Les propos tenus par Joe Biden en Israël, jeudi, confirment cette tendance. Le président américain a affirmé privilégier la voie diplomatique face à Téhéran, tout en précisant que les États-Unis n'allaient "pas attendre indéfiniment" l'Iran pour parvenir à un accord visant à relancer celui de 2015, alors que les négociations piétinent.
Joe Biden doit notamment prendre part à un sommet du Conseil de coopération du Golfe qui rassemblera les dirigeants de l’Arabie saoudite, de Bahreïn, du Koweït, d'Oman, du Qatar et des Émirats arabes unis. Les dirigeants d'Égypte, d'Irak et de Jordanie devraient également être présents, selon un haut responsable américain cité par l’AFP.
Garder l’avantage sur la Chine
Enfin le dernier dossier, moins médiatisé celui-là, concerne la rivalité entre Washington et Pékin, à peine abordée en quelques mots par Joe Biden – "nous mettre dans la meilleure situation possible pour supplanter la Chine" – dans sa tribune publiée dans le Washington Post.
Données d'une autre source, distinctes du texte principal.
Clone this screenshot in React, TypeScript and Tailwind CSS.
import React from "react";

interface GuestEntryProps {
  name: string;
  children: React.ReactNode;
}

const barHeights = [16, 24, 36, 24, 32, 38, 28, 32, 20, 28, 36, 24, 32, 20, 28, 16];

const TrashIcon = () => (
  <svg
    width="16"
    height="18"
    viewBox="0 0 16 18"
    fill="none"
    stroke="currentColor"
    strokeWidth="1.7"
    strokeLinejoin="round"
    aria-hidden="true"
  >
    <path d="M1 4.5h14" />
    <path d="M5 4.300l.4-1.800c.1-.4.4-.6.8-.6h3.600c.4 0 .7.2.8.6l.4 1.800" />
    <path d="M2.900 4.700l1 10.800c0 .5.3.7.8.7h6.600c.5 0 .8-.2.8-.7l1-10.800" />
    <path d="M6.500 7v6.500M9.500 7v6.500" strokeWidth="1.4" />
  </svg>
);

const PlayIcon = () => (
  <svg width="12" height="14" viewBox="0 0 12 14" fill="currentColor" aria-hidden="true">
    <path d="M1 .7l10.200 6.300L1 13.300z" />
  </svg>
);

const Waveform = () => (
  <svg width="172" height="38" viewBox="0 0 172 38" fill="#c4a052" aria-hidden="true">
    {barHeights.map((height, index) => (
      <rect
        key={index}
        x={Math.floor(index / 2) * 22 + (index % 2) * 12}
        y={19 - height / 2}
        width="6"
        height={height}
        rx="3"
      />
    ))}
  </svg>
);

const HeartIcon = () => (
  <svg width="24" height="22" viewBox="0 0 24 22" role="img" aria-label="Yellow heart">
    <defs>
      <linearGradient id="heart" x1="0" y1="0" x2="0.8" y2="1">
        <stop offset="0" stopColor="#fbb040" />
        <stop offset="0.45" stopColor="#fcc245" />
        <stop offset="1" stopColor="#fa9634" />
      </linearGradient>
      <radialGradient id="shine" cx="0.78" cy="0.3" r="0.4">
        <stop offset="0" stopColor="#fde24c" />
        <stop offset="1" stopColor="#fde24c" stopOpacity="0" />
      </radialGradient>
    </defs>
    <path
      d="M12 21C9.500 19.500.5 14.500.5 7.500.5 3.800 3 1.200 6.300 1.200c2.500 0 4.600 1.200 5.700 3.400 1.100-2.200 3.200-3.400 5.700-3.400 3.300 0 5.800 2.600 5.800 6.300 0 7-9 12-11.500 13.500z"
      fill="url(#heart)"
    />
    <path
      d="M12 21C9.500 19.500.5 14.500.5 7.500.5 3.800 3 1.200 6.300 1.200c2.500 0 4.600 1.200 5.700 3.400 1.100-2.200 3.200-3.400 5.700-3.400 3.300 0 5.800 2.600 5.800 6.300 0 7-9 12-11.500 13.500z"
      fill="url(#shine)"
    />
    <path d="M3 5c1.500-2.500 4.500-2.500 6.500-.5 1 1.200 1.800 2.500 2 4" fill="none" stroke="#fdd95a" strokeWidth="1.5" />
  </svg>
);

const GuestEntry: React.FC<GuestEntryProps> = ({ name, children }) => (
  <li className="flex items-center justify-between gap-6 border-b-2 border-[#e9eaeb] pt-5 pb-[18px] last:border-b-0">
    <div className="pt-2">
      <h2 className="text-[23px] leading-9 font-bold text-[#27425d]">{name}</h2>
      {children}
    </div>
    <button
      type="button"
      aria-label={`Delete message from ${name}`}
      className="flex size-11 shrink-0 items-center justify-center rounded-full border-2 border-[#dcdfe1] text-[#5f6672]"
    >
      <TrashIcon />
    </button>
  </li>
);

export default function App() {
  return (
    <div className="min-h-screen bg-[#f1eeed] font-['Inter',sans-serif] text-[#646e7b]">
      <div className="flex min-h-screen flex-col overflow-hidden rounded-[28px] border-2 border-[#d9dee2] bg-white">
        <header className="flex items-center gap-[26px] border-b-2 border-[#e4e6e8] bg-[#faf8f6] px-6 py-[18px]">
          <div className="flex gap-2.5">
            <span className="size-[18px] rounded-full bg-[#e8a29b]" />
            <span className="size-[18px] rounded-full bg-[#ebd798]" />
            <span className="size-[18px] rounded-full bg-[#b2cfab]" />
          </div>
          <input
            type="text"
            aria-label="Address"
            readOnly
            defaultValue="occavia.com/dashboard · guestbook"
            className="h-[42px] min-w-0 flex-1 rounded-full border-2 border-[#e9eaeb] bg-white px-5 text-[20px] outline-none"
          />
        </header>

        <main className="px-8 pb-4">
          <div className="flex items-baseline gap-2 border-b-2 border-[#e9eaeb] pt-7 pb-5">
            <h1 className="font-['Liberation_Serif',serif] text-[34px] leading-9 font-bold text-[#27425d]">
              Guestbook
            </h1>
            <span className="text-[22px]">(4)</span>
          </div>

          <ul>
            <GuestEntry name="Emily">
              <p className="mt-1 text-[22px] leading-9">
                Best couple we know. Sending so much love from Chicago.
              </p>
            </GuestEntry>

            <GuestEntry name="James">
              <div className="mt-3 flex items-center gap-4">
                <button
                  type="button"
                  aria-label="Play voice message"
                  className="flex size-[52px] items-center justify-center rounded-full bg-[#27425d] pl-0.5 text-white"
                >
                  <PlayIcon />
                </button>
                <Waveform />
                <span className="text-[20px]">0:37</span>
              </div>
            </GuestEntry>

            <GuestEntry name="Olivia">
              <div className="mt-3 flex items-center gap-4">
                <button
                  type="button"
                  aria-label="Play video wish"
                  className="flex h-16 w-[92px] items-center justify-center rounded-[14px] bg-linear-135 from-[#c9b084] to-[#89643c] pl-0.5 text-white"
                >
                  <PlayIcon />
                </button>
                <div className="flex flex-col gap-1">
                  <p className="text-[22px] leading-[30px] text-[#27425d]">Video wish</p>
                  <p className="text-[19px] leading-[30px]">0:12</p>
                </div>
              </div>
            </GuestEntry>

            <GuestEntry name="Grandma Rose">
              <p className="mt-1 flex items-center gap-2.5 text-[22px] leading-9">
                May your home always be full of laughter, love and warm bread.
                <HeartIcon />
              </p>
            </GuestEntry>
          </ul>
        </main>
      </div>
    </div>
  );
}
"Mohammed ben Salmane a laissé entendre en début d’année que l’Arabie saoudite pourrait libeller ses ventes de pétrole aux Chinois en yuans et non plus en dollars, ce qui serait une bombe dans la mesure où l’essentiel des transactions du marché pétrolier se fait en pétro-dollars, souligne David Rigoulet-Roze. En terme de prestige et de statut pour la puissance américaine sur le monde, un tel changement serait un bouleversement majeur. La menace à peine voilée était tout sauf anodine et le message subliminal a été parfaitement reçu à Washington."
La realpolitik a donc repris le dessus sur la vision du monde de Joe Biden, permettant à l’Arabie saoudite de passer en quelques mois seulement du statut de "paria" à celui de partenaire à nouveau incontournable pour les États-Unis.